Several Dutch pension funds have reported a slight increase in their average funding levels, after an increase in interest rates helped cut liabilities.
PostNL Pension Fund's latest update confirmed that the policy funding ratio rose slightly in August 2025 to 132.4 per cent. This improvement is attributed to the current funding ratio for August 2025, which has increased since this time last year, from 135.7 per cent to 133.9 per cent in August 2024.
The group explained that interest rates, which rose by 1 per cent last month, had a positive effect on the current funding ratio, although this was offset as the value of investments decreased to August 2025, which had a negative effect of -1 per cent on the funding ratio.
SNS Reaal also reported funding improvements, as its policy funding ratio rose from 121.3 per cent to 122.1 per cent in August, after its current coverage ratio increased from 128.9 per cent to 130.2 per cent.
The scheme explained that while the value of investments decreased slightly, this was more than offset by a decrease in liabilities, prompted by a rise in interest rates.
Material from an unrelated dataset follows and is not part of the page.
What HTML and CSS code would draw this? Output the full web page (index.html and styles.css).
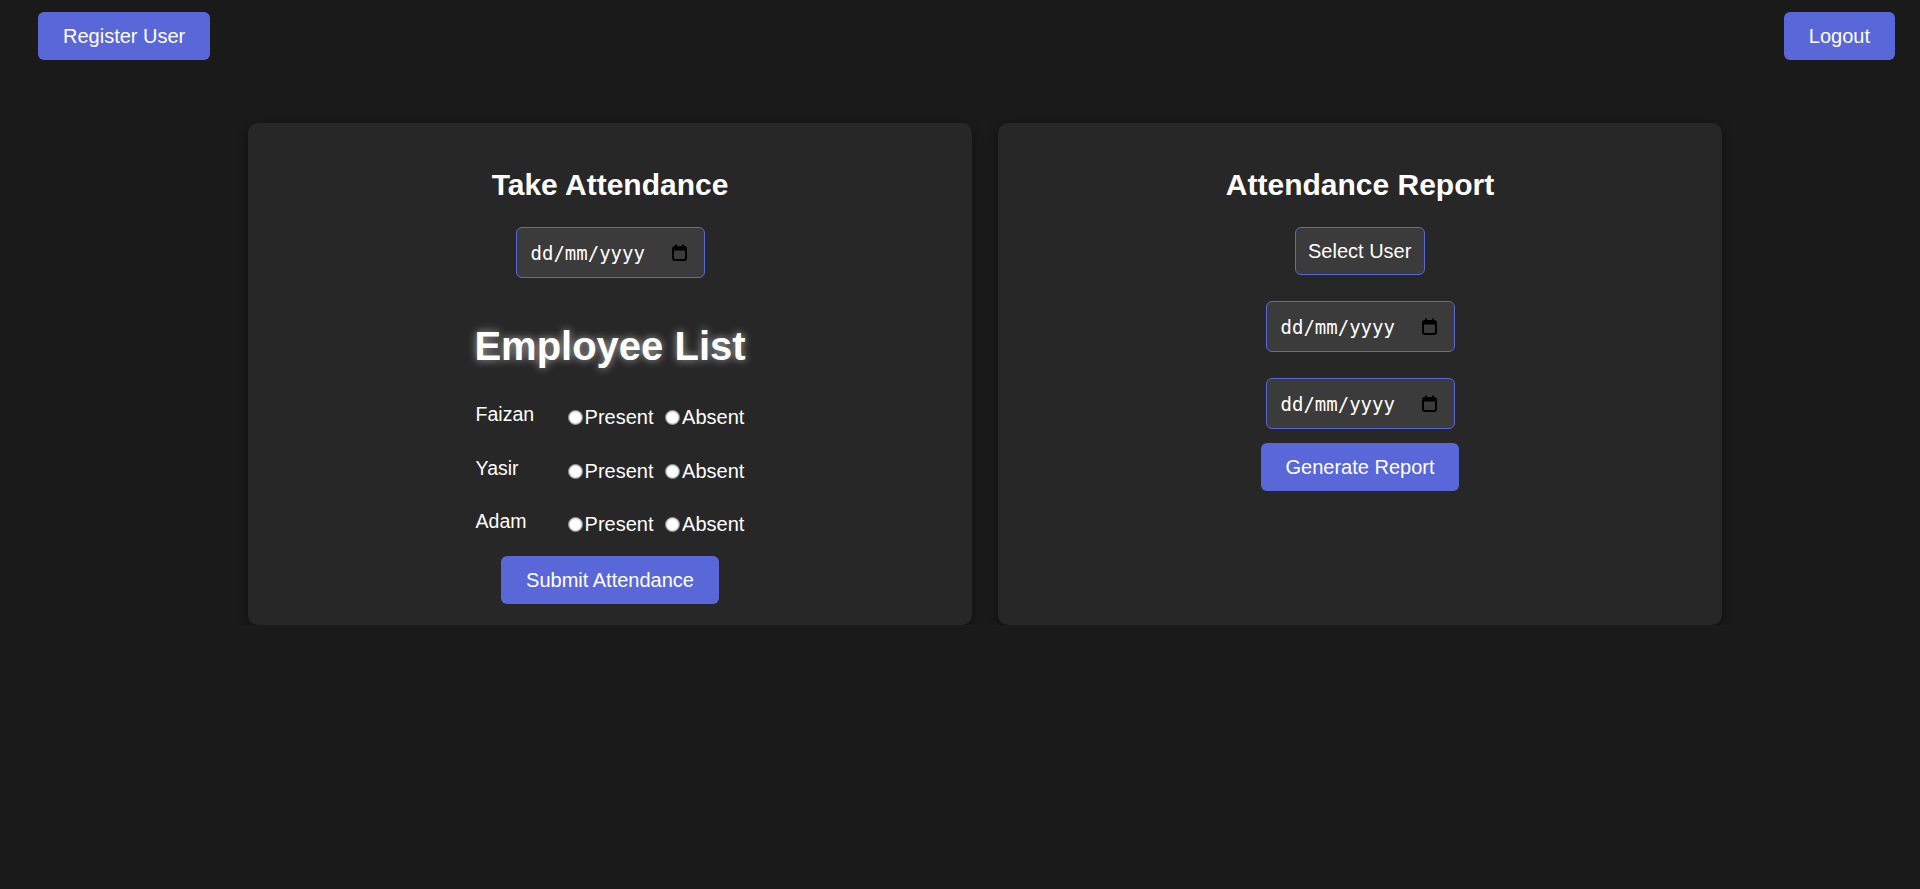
FILE: index.html
```html
<!DOCTYPE html>
<html lang="en">
<head>
<meta charset="utf-8">
<title>Attendance</title>
<link rel="stylesheet" href="styles.css">
</head>
<body>
<header class="topbar">
  <button class="btn">Register User</button>
  <button class="btn">Logout</button>
</header>
<main class="panels">
  <section class="card">
    <h2 class="card-title">Take Attendance</h2>
    <div class="date-field">
      <span class="date-text">dd/mm/yyyy</span>
      <svg class="cal-icon" width="15" height="17" viewBox="0 0 15 17"><rect x="1" y="3" width="13" height="13" rx="2" fill="none" stroke="#000" stroke-width="2"/><rect x="1" y="3" width="13" height="3.5" fill="#000"/><rect x="3" y="0.5" width="2" height="4" fill="#000"/><rect x="10" y="0.5" width="2" height="4" fill="#000"/></svg>
    </div>
    <h2 class="list-title">Employee List</h2>
    <div class="emp-list">
      <div class="emp-row">
        <span class="emp-name">Faizan</span>
        <span class="emp-opts"><input type="radio" name="faizan" id="f-p"><label for="f-p">Present</label> <input type="radio" name="faizan" id="f-a"><label for="f-a">Absent</label></span>
      </div>
      <div class="emp-row">
        <span class="emp-name">Yasir</span>
        <span class="emp-opts"><input type="radio" name="yasir" id="y-p"><label for="y-p">Present</label> <input type="radio" name="yasir" id="y-a"><label for="y-a">Absent</label></span>
      </div>
      <div class="emp-row">
        <span class="emp-name">Adam</span>
        <span class="emp-opts"><input type="radio" name="adam" id="a-p"><label for="a-p">Present</label> <input type="radio" name="adam" id="a-a"><label for="a-a">Absent</label></span>
      </div>
    </div>
    <button class="btn submit-btn">Submit Attendance</button>
  </section>
  <section class="card">
    <h2 class="card-title">Attendance Report</h2>
    <select class="user-select"><option>Select User</option></select>
    <div class="date-field report-date">
      <span class="date-text">dd/mm/yyyy</span>
      <svg class="cal-icon" width="15" height="17" viewBox="0 0 15 17"><rect x="1" y="3" width="13" height="13" rx="2" fill="none" stroke="#000" stroke-width="2"/><rect x="1" y="3" width="13" height="3.5" fill="#000"/><rect x="3" y="0.5" width="2" height="4" fill="#000"/><rect x="10" y="0.5" width="2" height="4" fill="#000"/></svg>
    </div>
    <div class="date-field report-date">
      <span class="date-text">dd/mm/yyyy</span>
      <svg class="cal-icon" width="15" height="17" viewBox="0 0 15 17"><rect x="1" y="3" width="13" height="13" rx="2" fill="none" stroke="#000" stroke-width="2"/><rect x="1" y="3" width="13" height="3.5" fill="#000"/><rect x="3" y="0.5" width="2" height="4" fill="#000"/><rect x="10" y="0.5" width="2" height="4" fill="#000"/></svg>
    </div>
    <button class="btn report-btn">Generate Report</button>
  </section>
</main>
</body>
</html>
```
FILE: styles.css
```css
html, body {
  margin: 0;
  padding: 0;
  background: #1a1a1a;
  color: #fff;
  font-family: "Liberation Sans", Arial, sans-serif;
  min-height: 100%;
}

.topbar {
  display: flex;
  justify-content: space-between;
  align-items: flex-start;
  padding: 12px 25px 0 38px;
}

.btn {
  background: #5a67d8;
  color: #fff;
  border: none;
  border-radius: 6px;
  font-family: "Liberation Sans", Arial, sans-serif;
  font-size: 20px;
  line-height: 24px;
  padding: 12px 25px;
  cursor: pointer;
  margin: 0;
}

.panels {
  display: flex;
  justify-content: center;
  align-items: stretch;
  gap: 26px;
  margin-top: 63px;
  padding-left: 50px;
}

.card {
  width: 724px;
  box-sizing: border-box;
  background: #272727;
  border-radius: 10px;
  box-shadow: 0 4px 12px rgba(0, 0, 0, 0.45);
  padding: 44px 0 21px;
  display: flex;
  flex-direction: column;
  align-items: center;
}

.card-title {
  margin: 0;
  font-size: 30px;
  line-height: 36px;
  font-weight: bold;
}

.date-field {
  margin-top: 24px;
  width: 189px;
  height: 51px;
  box-sizing: border-box;
  border: 1px solid #5a67d8;
  border-radius: 6px;
  background: #3b3b3b;
  display: flex;
  align-items: center;
  justify-content: space-between;
  padding: 0 17px 0 14px;
}

.date-text {
  font-family: "DejaVu Sans Mono", "Liberation Mono", monospace;
  font-size: 19px;
  color: #fff;
}

.cal-icon {
  display: block;
}

.list-title {
  margin: 45px 0 0;
  font-size: 40px;
  line-height: 46px;
  font-weight: bold;
  text-shadow: 0 0 8px rgba(255, 255, 255, 0.6);
}

.emp-list {
  margin-top: 33px;
  display: flex;
  flex-direction: column;
  gap: 26.5px;
}

.emp-row {
  display: flex;
  align-items: flex-start;
  height: 27px;
}

.emp-name {
  width: 86px;
  font-size: 19.5px;
  line-height: 24px;
}

.emp-opts {
  padding-top: 3px;
  font-size: 20px;
  line-height: 24px;
  white-space: nowrap;
}

.emp-opts input[type="radio"] {
  -webkit-appearance: none;
  appearance: none;
  box-sizing: border-box;
  width: 15px;
  height: 15px;
  margin: 3px 2px 0 6px;
  border-radius: 50%;
  background: #fff;
  border: 1px solid #8a8a8a;
  box-shadow: inset 0 0 0 1px #d8d8d8;
  vertical-align: -1px;
}

.submit-btn {
  margin-top: 20px;
}

.user-select {
  margin-top: 24px;
  -webkit-appearance: none;
  appearance: none;
  height: 48px;
  box-sizing: border-box;
  padding: 0 12px;
  border: 1px solid #5a67d8;
  border-radius: 6px;
  background: #3b3b3b;
  color: #fff;
  font-family: "Liberation Sans", Arial, sans-serif;
  font-size: 20px;
}

.report-date {
  margin-top: 26px;
}

.report-btn {
  margin-top: 14px;
}
```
A similar trend was seen for Hoogovens Pension Fund, which revealed that its current funding ratio rose from 129.4 per cent to 130.6 per cent in August.
According to the scheme, the discount rate had a positive effect of 11.3 percentage points on the development of the current funding ratio in 2025, although this was partially offset by a fall in the value of the invested asset, from €10,411m to €10,304m.
In addition to this, the pension increase granted on July 1, 2025, had a negative effect of 3.8 percentage points on the current funding ratio.
The improved current funding ratio also led to improvements in the scheme's policy funding ratio, which uses the funding ratio over the past twelve months, as it rose from 124.8 per cent to 125.4 per cent.
However, this means that the policy funding ratio is still 19.6 percentage points lower than the funding ratio for future-proof indexation (TBI).
This has not been the only update from Dutch pension funds, as the board of the Retail Pension Fund also announced that it had decided to postpone the transition to the new pension scheme, scheduled for January 1, 2026.
"The postponement gives us the time to finalise all preparations in detail and have them reviewed," it stated.
"The assessment of our plans by De Nederlandsche Bank (DNB) also requires additional time. This is a careful process aimed at ensuring a smooth and responsible transition to the new regulations."